### Dataset section
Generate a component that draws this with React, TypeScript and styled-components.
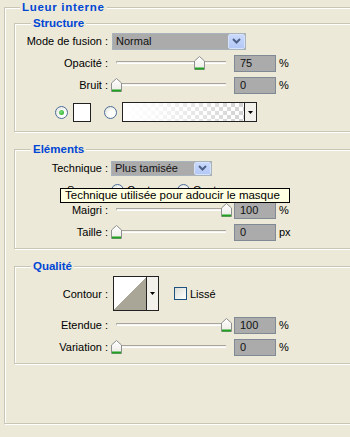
import React from "react";
import styled, { createGlobalStyle } from "styled-components";

const Global = createGlobalStyle`
  html, body { margin: 0; padding: 0; background: #ECE9D8; overflow: hidden; }
  body { font-family: "Liberation Sans", Arial, sans-serif; font-size: 11px; color: #000; }
`;

const Page = styled.div`
  position: relative;
  width: 420px;
  height: 437px;
  box-sizing: border-box;
  padding: 1px 0 0 4px;
`;

const Group = styled.fieldset<{ $inner?: boolean; $mt?: number; $pb?: number }>`
  margin: ${(p) => (p.$inner ? `${p.$mt ?? 0}px 0 0 9px` : "0")};
  padding: 0 0 ${(p) => p.$pb ?? 0}px 0;
  min-width: 0;
  border: 1px solid #C9C6B6;
  box-shadow: inset 1px 1px 0 #fff, 1px 1px 0 #fff;
  position: relative;
`;

const Legend = styled.legend<{ $ml: number; $ls?: number }>`
  margin-left: ${(p) => p.$ml}px;
  padding: 0 2px;
  background: #ECE9D8;
  color: #0046D5;
  font-weight: bold;
  font-size: 11.5px;
  letter-spacing: ${(p) => p.$ls ?? 0}px;
  line-height: 13px;
`;

const Row = styled.div<{ $h?: number; $mt?: number; $pl?: number }>`
  display: flex;
  align-items: center;
  height: ${(p) => p.$h ?? 22}px;
  margin-top: ${(p) => p.$mt ?? 0}px;
  padding-left: ${(p) => p.$pl ?? 0}px;
`;

const Label = styled.span`
  width: 93px;
  flex-shrink: 0;
  text-align: right;
  white-space: nowrap;
  color: #000;
`;

const SelectBox = styled.div<{ $w: number; $h: number; $ml: number }>`
  display: flex;
  width: ${(p) => p.$w}px;
  height: ${(p) => p.$h}px;
  margin-left: ${(p) => p.$ml}px;
  box-sizing: border-box;
  border: 1px solid #A9B3BC;
  background: #ABABAB;
`;

const SelectText = styled.span`
  flex: 1;
  display: flex;
  align-items: center;
  padding-left: 3px;
  color: #111;
  white-space: nowrap;
`;

const DropButton = styled.span`
  width: 17px;
  box-sizing: border-box;
  border: 1px solid #D6E1FA;
  border-radius: 2px;
  background: linear-gradient(#C9D9FC, #B4C8F6);
  display: flex;
  align-items: center;
  justify-content: center;
`;

const Slider = styled.div`
  position: relative;
  width: 120px;
  height: 14px;
  margin-left: 2px;
  flex-shrink: 0;
`;

const Track = styled.div`
  position: relative;
  top: 5px;
  margin: 0 4px 0 6px;
  height: 1px;
  border-top: 1px solid #A8A69C;
  border-bottom: 1px solid #FFFFFF;
  border-left: 1px solid #C0BEB4;
  background: #F4F3EE;
`;

const ThumbWrap = styled.div`
  position: absolute;
  top: 0;
  width: 11px;
  height: 14px;
`;

const NumBox = styled.div<{ $ml?: number }>`
  width: 42px;
  height: 17px;
  margin-left: ${(p) => p.$ml ?? 4}px;
  box-sizing: border-box;
  border: 1px solid #7F8A95;
  background: #ABABAB;
  padding-left: 5px;
  display: flex;
  align-items: center;
  color: #111;
`;

const Unit = styled.span`
  margin-left: 3px;
  color: #000;
`;

const RadioCircle = styled.span<{ $ml?: number }>`
  width: 13px;
  height: 13px;
  box-sizing: border-box;
  border-radius: 50%;
  border: 1px solid #4C6F99;
  background: radial-gradient(circle at 65% 65%, #fff 30%, #DCDCD4 100%);
  margin-left: ${(p) => p.$ml ?? 0}px;
  display: flex;
  align-items: center;
  justify-content: center;
  flex-shrink: 0;
`;

const Dot = styled.span`
  width: 5px;
  height: 5px;
  border-radius: 50%;
  background: radial-gradient(circle at 40% 40%, #7BE07B, #21A121);
`;

const RadioText = styled.span`
  margin-left: 3px;
`;

const Swatch = styled.span<{ $ml: number }>`
  width: 18px;
  height: 19px;
  box-sizing: border-box;
  border: 1px solid #222;
  background: #fff;
  margin-left: ${(p) => p.$ml}px;
`;

const GradientBox = styled.div<{ $ml: number }>`
  display: flex;
  width: 135px;
  height: 20px;
  box-sizing: border-box;
  border: 1px solid #222;
  margin-left: ${(p) => p.$ml}px;
`;

const GradientFill = styled.span`
  flex: 1;
  background:
    linear-gradient(to right, #fff 0%, rgba(255,255,255,0.85) 25%, rgba(255,255,255,0) 100%),
    repeating-conic-gradient(#D2D2D2 0% 25%, #FFFFFF 0% 50%) 0 0 / 8px 8px;
`;

const SmallArrow = styled.span`
  width: 11px;
  border-left: 1px solid #222;
  background: #F2F1EC;
  display: flex;
  align-items: center;
  justify-content: center;
`;

const ContourBox = styled.div`
  display: flex;
  width: 46px;
  height: 35px;
  box-sizing: border-box;
  border: 1px solid #222;
  margin-left: 5px;
`;

const CurveArea = styled.span`
  flex: 1;
  background: linear-gradient(to top left, #A9A597 50%, #FFFFFF 50%);
`;

const Check = styled.span`
  width: 13px;
  height: 13px;
  box-sizing: border-box;
  border: 1px solid #1C5180;
  background: linear-gradient(135deg, #DCDCD7, #fff);
  margin-left: 15px;
`;

const Tooltip = styled.div`
  position: absolute;
  left: 60px;
  top: 188px;
  width: 230px;
  height: 15px;
  box-sizing: border-box;
  border: 1px solid #000;
  background: #FFFFE1;
  color: #000;
  padding-left: 4px;
  font-size: 11.5px;
  line-height: 13px;
  white-space: nowrap;
  z-index: 2;
`;

const Chevron = () => (
  <svg width="9" height="6" viewBox="0 0 9 6">
    <path d="M1 1 L4.5 4.5 L8 1" fill="none" stroke="#4D6185" strokeWidth="2" />
  </svg>
);

const Tri = () => (
  <svg width="5" height="3" viewBox="0 0 5 3">
    <path d="M0 0 H5 L2.5 3 Z" fill="#000" />
  </svg>
);

const Thumb = () => (
  <svg width="11" height="14" viewBox="0 0 11 14">
    <defs>
      <linearGradient id="tg" x1="0" y1="0" x2="0" y2="1">
        <stop offset="0" stopColor="#FFFFFF" />
        <stop offset="1" stopColor="#ECEBE6" />
      </linearGradient>
    </defs>
    <path d="M0.5 13.5 V5 L5.5 0.5 L10.5 5 V13.5 Z" fill="url(#tg)" stroke="#8E8F8F" />
    <rect x="1" y="11.5" width="9" height="2" fill="#21A121" />
  </svg>
);

const SliderCtl = ({ value }: { value: number }) => (
  <Slider>
    <Track />
    <ThumbWrap style={{ left: `${Math.round(1 + 110 * value)}px` }}>
      <Thumb />
    </ThumbWrap>
  </Slider>
);

const Radio = ({ checked, ml }: { checked?: boolean; ml?: number }) => (
  <RadioCircle $ml={ml}>{checked && <Dot />}</RadioCircle>
);

const SliderRow = ({
  label,
  value,
  num,
  unit,
  mt,
}: {
  label: string;
  value: number;
  num: string;
  unit: string;
  mt?: number;
}) => (
  <Row $mt={mt}>
    <Label>{label}</Label>
    <SliderCtl value={value} />
    <NumBox>{num}</NumBox>
    <Unit>{unit}</Unit>
  </Row>
);

export default function App() {
  return (
    <>
      <Global />
      <Page>
        <Group $pb={59}>
          <Legend $ml={15} $ls={0.7}>Lueur interne</Legend>

          <Group $inner $mt={3} $pb={8}>
            <Legend $ml={16}>Structure</Legend>
            <Row>
              <Label>Mode de fusion :</Label>
              <SelectBox $w={134} $h={17} $ml={4}>
                <SelectText>Normal</SelectText>
                <DropButton>
                  <Chevron />
                </DropButton>
              </SelectBox>
            </Row>
            <SliderRow label="Opacité :" value={0.75} num="75" unit="%" />
            <SliderRow label="Bruit :" value={0} num="0" unit="%" />
            <Row $mt={5} $pl={40}>
              <Radio checked />
              <Swatch $ml={5} />
              <Radio ml={13} />
              <GradientBox $ml={5}>
                <GradientFill />
                <SmallArrow>
                  <Tri />
                </SmallArrow>
              </GradientBox>
            </Row>
          </Group>

          <Group $inner $mt={11} $pb={5}>
            <Legend $ml={16}>Eléments</Legend>
            <Row $mt={1}>
              <Label>Technique :</Label>
              <SelectBox $w={101} $h={15} $ml={3}>
                <SelectText>Plus tamisée</SelectText>
                <DropButton>
                  <Chevron />
                </DropButton>
              </SelectBox>
            </Row>
            <Row $h={16} $mt={3}>
              <Label>Source :</Label>
              <Radio ml={3} />
              <RadioText>Centre</RadioText>
              <Radio ml={17} checked />
              <RadioText>Contour</RadioText>
            </Row>
            <SliderRow label="Maigri :" value={1} num="100" unit="%" mt={1} />
            <SliderRow label="Taille :" value={0} num="0" unit="px" />
          </Group>

          <Group $inner $mt={11} $pb={5}>
            <Legend $ml={16}>Qualité</Legend>
            <Row $h={41}>
              <Label>Contour :</Label>
              <ContourBox>
                <CurveArea />
                <SmallArrow>
                  <Tri />
                </SmallArrow>
              </ContourBox>
              <Check />
              <RadioText>Lissé</RadioText>
            </Row>
            <SliderRow label="Etendue :" value={1} num="100" unit="%" />
            <SliderRow label="Variation :" value={0} num="0" unit="%" />
          </Group>
        </Group>
        <Tooltip>Technique utilisée pour adoucir le masque</Tooltip>
      </Page>
    </>
  );
}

### Directive
Identify every line where the string "components" appears.

### Result for this task
Generate a component that draws this with React, TypeScript and styled-components.
import styled, { createGlobalStyle } from "styled-components";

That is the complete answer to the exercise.